NATO will hold an Eastern European exercise in November called Steadfast Jazz in the Baltic region and Poland with around 6,000 NATO troops.

The alliance claims the exercises from Nov. 2 to Nov. 9 are not aimed at Russia.

"For the past 10 to 12 years we have become incredibly proficient at the counter-insurgency mission that we have been fighting in Afghanistan," NATO's military commander, U.S. Air Force Gen. Philip Breedlove, told reporters in Brussels Sept. 18.

To defend an alliance state, "we have to be prepared for the more high end of military operations," he said, according to Reuters.

The exercise scenario will involve NATO forces ousting a foreign invader that Breedlove denied was a hypothetical counterstrike to a Russian invasion.

Meanwhile in China, Chinese military forces are engaged in large-scale exercises involving some 40,000 troops.

The People's Liberation Army announced its "Mission Action 2013" began Tuesday.

Troops from the Nanjing and Guangzhou military regions and air forces were set to take part.

The PLA troops will conduct maneuvers over large areas using military ground vehicles, trains, ships, and aircraft to test forces for "real war" conditions.
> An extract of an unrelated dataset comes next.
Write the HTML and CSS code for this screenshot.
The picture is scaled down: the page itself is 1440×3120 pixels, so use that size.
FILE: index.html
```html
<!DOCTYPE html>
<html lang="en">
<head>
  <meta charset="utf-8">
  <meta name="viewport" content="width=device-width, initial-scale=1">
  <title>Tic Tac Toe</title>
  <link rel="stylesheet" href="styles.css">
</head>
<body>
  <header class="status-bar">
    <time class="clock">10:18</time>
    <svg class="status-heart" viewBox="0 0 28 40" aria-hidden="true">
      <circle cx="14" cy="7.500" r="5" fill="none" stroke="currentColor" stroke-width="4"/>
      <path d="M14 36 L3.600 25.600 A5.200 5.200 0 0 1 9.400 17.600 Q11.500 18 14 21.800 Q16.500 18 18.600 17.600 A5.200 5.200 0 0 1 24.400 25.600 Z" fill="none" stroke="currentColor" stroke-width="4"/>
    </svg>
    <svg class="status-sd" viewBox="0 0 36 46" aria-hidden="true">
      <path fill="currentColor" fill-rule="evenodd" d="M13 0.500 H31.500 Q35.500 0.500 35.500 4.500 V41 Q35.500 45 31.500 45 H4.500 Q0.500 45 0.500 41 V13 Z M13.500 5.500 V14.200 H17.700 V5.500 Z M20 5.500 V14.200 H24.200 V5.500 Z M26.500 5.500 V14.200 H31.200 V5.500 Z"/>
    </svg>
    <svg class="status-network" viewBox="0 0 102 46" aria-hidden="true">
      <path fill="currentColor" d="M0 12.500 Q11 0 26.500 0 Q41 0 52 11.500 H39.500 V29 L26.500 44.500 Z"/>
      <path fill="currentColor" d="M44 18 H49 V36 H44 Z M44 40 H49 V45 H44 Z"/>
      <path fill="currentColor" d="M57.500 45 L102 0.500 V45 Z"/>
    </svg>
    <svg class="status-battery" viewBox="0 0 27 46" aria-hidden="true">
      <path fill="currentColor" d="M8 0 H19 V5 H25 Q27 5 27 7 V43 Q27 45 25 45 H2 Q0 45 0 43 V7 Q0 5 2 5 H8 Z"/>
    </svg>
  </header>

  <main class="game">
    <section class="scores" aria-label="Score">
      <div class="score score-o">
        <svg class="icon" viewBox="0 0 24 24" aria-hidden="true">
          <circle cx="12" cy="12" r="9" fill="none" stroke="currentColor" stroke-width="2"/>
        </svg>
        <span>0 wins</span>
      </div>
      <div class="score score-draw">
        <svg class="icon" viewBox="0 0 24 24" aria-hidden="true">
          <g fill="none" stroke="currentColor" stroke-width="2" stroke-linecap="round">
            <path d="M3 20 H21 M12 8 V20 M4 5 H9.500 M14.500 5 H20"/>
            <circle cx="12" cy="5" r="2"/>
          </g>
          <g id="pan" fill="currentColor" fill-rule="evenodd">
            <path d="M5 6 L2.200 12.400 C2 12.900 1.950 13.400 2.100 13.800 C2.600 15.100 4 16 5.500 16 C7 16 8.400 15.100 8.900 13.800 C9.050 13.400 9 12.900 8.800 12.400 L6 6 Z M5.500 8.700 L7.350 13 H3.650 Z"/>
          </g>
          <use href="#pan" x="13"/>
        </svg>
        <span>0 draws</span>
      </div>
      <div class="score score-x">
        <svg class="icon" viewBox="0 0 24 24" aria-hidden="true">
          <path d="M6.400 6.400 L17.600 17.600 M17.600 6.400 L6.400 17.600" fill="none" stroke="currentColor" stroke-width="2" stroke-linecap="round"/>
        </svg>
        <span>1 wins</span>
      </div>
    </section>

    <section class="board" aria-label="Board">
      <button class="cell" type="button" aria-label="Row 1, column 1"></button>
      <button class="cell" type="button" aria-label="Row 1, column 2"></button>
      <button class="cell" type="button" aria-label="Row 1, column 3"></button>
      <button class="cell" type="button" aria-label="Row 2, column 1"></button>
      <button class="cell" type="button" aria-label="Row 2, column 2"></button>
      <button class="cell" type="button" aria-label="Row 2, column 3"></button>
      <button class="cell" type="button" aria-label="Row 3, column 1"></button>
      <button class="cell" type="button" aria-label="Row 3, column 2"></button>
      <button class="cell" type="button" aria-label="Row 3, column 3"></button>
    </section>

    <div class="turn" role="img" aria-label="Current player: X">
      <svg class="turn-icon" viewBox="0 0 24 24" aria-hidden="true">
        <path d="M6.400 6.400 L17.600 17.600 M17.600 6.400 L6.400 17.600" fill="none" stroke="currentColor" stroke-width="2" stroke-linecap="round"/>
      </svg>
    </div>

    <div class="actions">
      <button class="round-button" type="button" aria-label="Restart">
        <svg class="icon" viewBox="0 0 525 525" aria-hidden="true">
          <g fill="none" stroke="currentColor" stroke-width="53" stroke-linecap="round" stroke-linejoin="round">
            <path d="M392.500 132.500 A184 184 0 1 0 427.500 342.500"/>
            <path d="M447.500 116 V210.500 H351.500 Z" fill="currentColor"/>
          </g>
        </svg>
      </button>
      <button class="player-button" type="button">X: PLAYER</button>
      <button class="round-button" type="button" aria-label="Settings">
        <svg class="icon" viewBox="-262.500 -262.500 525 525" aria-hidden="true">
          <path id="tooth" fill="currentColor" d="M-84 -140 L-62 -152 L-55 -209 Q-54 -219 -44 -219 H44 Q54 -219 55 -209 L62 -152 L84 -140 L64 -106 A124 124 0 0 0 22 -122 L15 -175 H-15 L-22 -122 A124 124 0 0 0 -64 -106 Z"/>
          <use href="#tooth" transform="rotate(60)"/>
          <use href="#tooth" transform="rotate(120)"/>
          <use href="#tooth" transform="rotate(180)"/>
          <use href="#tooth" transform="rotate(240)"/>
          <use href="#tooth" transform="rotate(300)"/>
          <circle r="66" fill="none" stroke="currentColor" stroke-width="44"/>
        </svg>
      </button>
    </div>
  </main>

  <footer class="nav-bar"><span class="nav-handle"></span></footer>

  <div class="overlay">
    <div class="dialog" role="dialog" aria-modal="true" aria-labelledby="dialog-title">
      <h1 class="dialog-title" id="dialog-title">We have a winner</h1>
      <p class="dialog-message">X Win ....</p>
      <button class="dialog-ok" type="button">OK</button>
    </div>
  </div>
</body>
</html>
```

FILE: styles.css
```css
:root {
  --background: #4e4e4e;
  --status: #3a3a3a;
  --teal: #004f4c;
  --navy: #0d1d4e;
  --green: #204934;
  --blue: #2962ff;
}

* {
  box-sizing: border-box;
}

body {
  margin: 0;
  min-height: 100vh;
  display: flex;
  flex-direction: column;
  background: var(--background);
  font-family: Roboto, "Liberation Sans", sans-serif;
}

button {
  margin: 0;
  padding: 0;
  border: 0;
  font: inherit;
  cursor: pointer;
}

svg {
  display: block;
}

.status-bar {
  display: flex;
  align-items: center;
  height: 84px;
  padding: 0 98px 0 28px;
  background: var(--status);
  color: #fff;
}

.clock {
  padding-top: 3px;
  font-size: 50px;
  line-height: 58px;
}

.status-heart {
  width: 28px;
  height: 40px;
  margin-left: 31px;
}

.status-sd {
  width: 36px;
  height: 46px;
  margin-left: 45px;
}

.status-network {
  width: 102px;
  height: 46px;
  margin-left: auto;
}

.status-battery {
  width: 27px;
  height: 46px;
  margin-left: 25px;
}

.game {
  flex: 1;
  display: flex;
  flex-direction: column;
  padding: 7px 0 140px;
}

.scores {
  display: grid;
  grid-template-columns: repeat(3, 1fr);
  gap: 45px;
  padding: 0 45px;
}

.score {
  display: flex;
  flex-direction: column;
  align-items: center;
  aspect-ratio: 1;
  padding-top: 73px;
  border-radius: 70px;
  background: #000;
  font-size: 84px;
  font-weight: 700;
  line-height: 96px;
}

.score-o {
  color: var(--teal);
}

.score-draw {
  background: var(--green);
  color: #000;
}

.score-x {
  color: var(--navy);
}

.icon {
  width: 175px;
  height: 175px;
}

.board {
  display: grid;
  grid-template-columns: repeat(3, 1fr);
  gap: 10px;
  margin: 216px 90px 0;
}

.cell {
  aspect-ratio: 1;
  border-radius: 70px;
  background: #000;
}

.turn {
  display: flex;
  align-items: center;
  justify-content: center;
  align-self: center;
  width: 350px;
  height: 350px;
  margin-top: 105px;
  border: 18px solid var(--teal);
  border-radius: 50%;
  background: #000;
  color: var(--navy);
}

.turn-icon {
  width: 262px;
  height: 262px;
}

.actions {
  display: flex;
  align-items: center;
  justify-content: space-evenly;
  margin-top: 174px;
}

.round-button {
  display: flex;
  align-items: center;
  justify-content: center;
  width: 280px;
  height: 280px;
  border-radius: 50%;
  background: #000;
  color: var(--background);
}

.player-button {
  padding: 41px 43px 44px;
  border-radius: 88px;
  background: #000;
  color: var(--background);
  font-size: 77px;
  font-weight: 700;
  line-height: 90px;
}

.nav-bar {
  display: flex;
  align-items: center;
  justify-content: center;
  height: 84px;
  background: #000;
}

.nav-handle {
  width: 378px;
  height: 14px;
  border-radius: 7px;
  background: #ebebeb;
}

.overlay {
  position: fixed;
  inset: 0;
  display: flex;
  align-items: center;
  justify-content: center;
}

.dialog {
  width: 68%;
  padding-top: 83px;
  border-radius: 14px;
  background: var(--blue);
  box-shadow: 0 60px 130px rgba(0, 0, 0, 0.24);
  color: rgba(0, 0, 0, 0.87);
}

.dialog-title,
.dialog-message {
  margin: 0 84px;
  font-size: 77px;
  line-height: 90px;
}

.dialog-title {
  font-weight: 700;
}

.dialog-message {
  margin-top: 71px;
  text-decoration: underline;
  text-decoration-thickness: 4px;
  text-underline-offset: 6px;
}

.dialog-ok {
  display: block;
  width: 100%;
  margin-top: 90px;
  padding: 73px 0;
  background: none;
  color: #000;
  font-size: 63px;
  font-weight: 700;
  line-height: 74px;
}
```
The exercises will include coordination between military and civilian assets, including civilian jets and trains to transport forces, according to state-run Chinese press reports.

Chinese aircraft taking part in the war games include jet fighters, bombers, and other aircraft.

The exercise also will seek to boost Chinese combined arms warfare capabilities that integrate air, naval, and ground forces for long-distance fighting, joint air defense, and joint warfighting on unfamiliar terrain.